As of Version 3.4.2 of collectl, collectl can now detect
dynamic changes to a CPU's state. In other words, going offline or coming back online.
When one or more CPUs is indeed found to be off line, collectl will include a message in
an output header to indicate this. Furthermore, when display CPU numbers in headers, those
names will have their number changed to Xs to indicate this has occurred, such as in the
following:
[root@node02 mjs]# ./collectl.pl -scj
waiting for 1 second sample...
# *** One or more CPUs disabled ***
#<--------CPU--------><-----------------Int------------------>
#cpu sys inter ctxsw Cpu0 Cpu1 Cpu2 CpuX Cpu4 Cpu5 Cpu6 Cpu7
0 0 1051 49 1000 17 0 0 4 0 0 29
As the state changes, the headers will change accordingly. If there is a state change between
headers this won't be seen until the next headers are displayed. If displaying detail data,
one CAN tell the stat has changed. In the case of looking at only CPU data, ALL percentages for
a CPU that is offline will display as zeros. If looking at interrupts, the CPU number will be
changed to an X in the header (see Restrictions below).
When logging to a file, if any CPUs are found to be offline when collectl starts, that number
will be written to the file header in the field CPUsDis. A new flag D will also
be added to the Flags field. However, one will still see the same effects of a CPU
state change in the output during playback.
Restrictions If a CPU goes offline after collectl has started and one is logging to disk, it will not
be noted in the file header.
When monitoring process data, this header will indicate if a CPU was found to be offline at the
time collectl started as well as during processing. However, if the state changes and you're not
explicitly displaying CPU data, there will be no indication of dynamic CPU state changes reported.
If you are only monitoring interrupt data and there is a state change things will get very messy.
As users typically monitor Interrupts and CPU data at the same time it is not felt to be worth
the extra effort or processng overhead to try and accommodate this rare case.
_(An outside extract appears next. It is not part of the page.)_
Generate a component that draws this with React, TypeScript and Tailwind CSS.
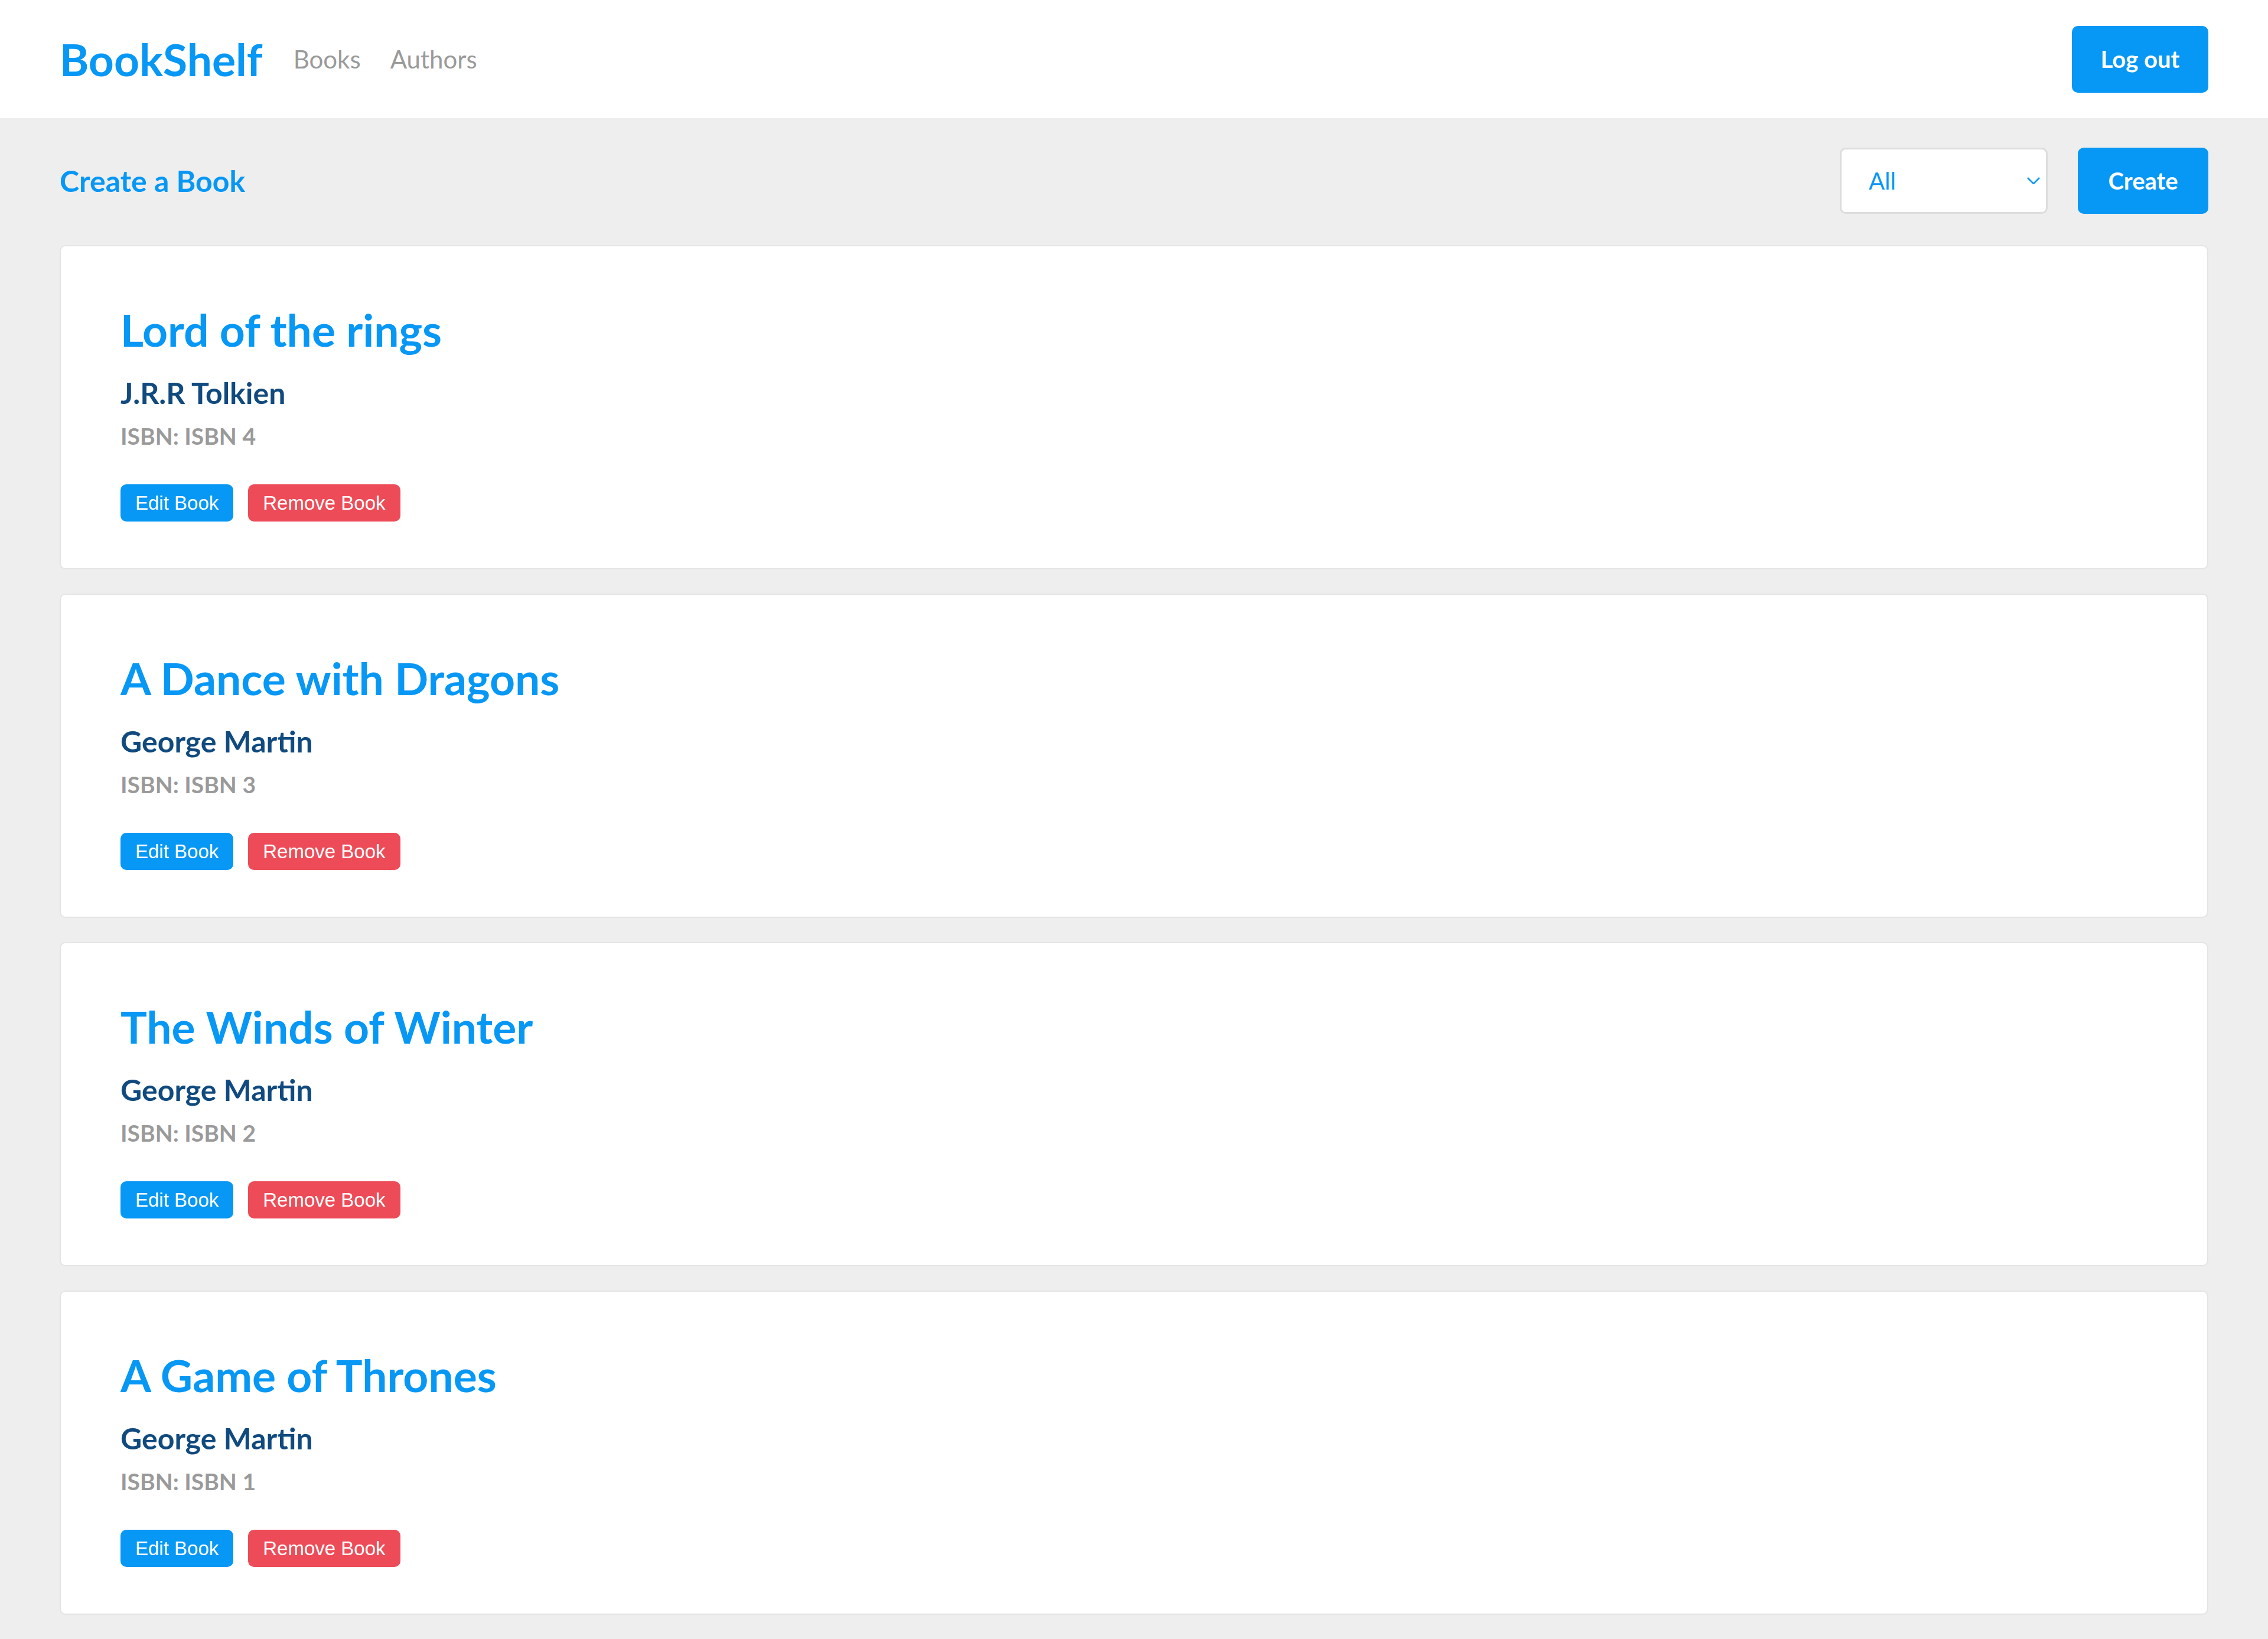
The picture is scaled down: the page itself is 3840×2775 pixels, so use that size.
import React, { useState } from 'react';

type Book = {
  id: number;
  title: string;
  author: string;
  isbn: string;
};

const books: Book[] = [
  { id: 4, title: 'Lord of the rings', author: 'J.R.R Tolkien', isbn: 'ISBN 4' },
  { id: 3, title: 'A Dance with Dragons', author: 'George Martin', isbn: 'ISBN 3' },
  { id: 2, title: 'The Winds of Winter', author: 'George Martin', isbn: 'ISBN 2' },
  { id: 1, title: 'A Game of Thrones', author: 'George Martin', isbn: 'ISBN 1' },
];

function BookCard({ book }: { book: Book }) {
  return (
    <div className="bg-white border-2 border-[#e4e4e4] rounded-[10px] pt-[104px] pb-[79px] px-[101px]">
      <h2 className="text-[75px] leading-none font-bold text-[#0797f5]">{book.title}</h2>
      <h3 className="mt-[44px] text-[50px] leading-none font-bold text-[#104a7f]">{book.author}</h3>
      <p className="mt-[29px] text-[39px] leading-none font-bold text-[#9a9a9a]">ISBN: {book.isbn}</p>
      <div className="mt-[62px] flex gap-[25px] font-['Liberation_Sans',Arial,sans-serif]">
        <button className="h-[63px] px-[25px] rounded-[10px] bg-[#0797f5] text-white text-[33px] cursor-pointer">
          Edit Book
        </button>
        <button className="h-[63px] px-[25px] rounded-[10px] bg-[#ee4b58] text-white text-[33px] cursor-pointer">
          Remove Book
        </button>
      </div>
    </div>
  );
}

export default function App() {
  const [filter, setFilter] = useState('all');

  return (
    <div className="min-h-screen bg-[#eeeeee] font-['Lato','Open_Sans',sans-serif]">
      {/* top bar */}
      <header className="h-[200px] bg-white px-[101px] flex items-center justify-between">
        <div className="flex items-center">
          <a href="#" className="text-[75px] leading-none font-bold text-[#0797f5]">
            BookShelf
          </a>
          <nav className="ml-[52px] flex items-center gap-[50px] text-[42px] leading-none text-[#9a9a9a]">
            <a href="#">Books</a>
            <a href="#">Authors</a>
          </nav>
        </div>
        <button className="w-[231px] h-[113px] rounded-[10px] bg-[#0797f5] text-white text-[40px] font-bold cursor-pointer">
          Log out
        </button>
      </header>

      <main className="px-[101px] pt-[50px] pb-[41px]">
        <div className="h-[112px] flex items-center justify-between mb-[53px]">
          <a href="#" className="text-[50px] leading-none font-bold text-[#0797f5]">
            Create a Book
          </a>
          <div className="flex items-center gap-[51px]">
            <div className="relative">
              <select
                value={filter}
                onChange={(e) => setFilter(e.target.value)}
                className="appearance-none w-[352px] h-[112px] pl-[46px] pr-[60px] bg-white border-[3px] border-[#dddddd] rounded-[10px] text-[40px] text-[#0797f5] outline-none"
              >
                <option value="all">All</option>
                <option value="tolkien">J.R.R Tolkien</option>
                <option value="martin">George Martin</option>
              </select>
              <svg
                className="absolute right-[13px] top-[50%] -translate-y-1/2 pointer-events-none"
                width="22"
                height="12"
                viewBox="0 0 22 12"
                fill="none"
              >
                <path d="M1 1l10 10L21 1" stroke="#0797f5" strokeWidth="2.5" />
              </svg>
            </div>
            <button className="w-[221px] h-[112px] rounded-[10px] bg-[#0797f5] text-white text-[40px] font-bold cursor-pointer">
              Create
            </button>
          </div>
        </div>

        <div className="flex flex-col gap-[41px]">
          {books.map((b) => (
            <BookCard key={b.id} book={b} />
          ))}
        </div>
      </main>
    </div>
  );
}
Caution: Large numa systems and the performance impact with kernels >= 2.6.32
Systems with higher CPU and numa node counts will now see additional monitoring
overhead, which can be as much as a factor or 50 or more, depending on the actual hardware
configuration! The specific reason is that it's now more expensive to read /proc/stat.
In this first example, which is a 4 core/2 node system runnng rhel5.3, we measure the
system overhead for monitoring cpu stats at about 3 seconds/day using standard
way to measure collectl overhead:
time collectl -sc -i0 -c 8640 -f/tmp
real 0m2.879s
user 0m1.908s
sys 0m0.913s
In this example we're measuring 1/10th the number of samples (I get impatient) on an 48 core/8 node
system running fedora 14, which is a 2.6.35 kernel, and this alone is over 5 times the overhead
of the previous example which normalizing to a full day would be over 50 times the load:
time collectl -sc -i0 -c 864 -f/tmp
real 0m16.783s
user 0m3.003s
sys 0m13.523s
This overhead will also be felt when monitoring memory as well, but by a
much smaller factor if only doing -sm. The -sM command will suffer a similar fate to cpu
stats, though more in the range of a factor of 10.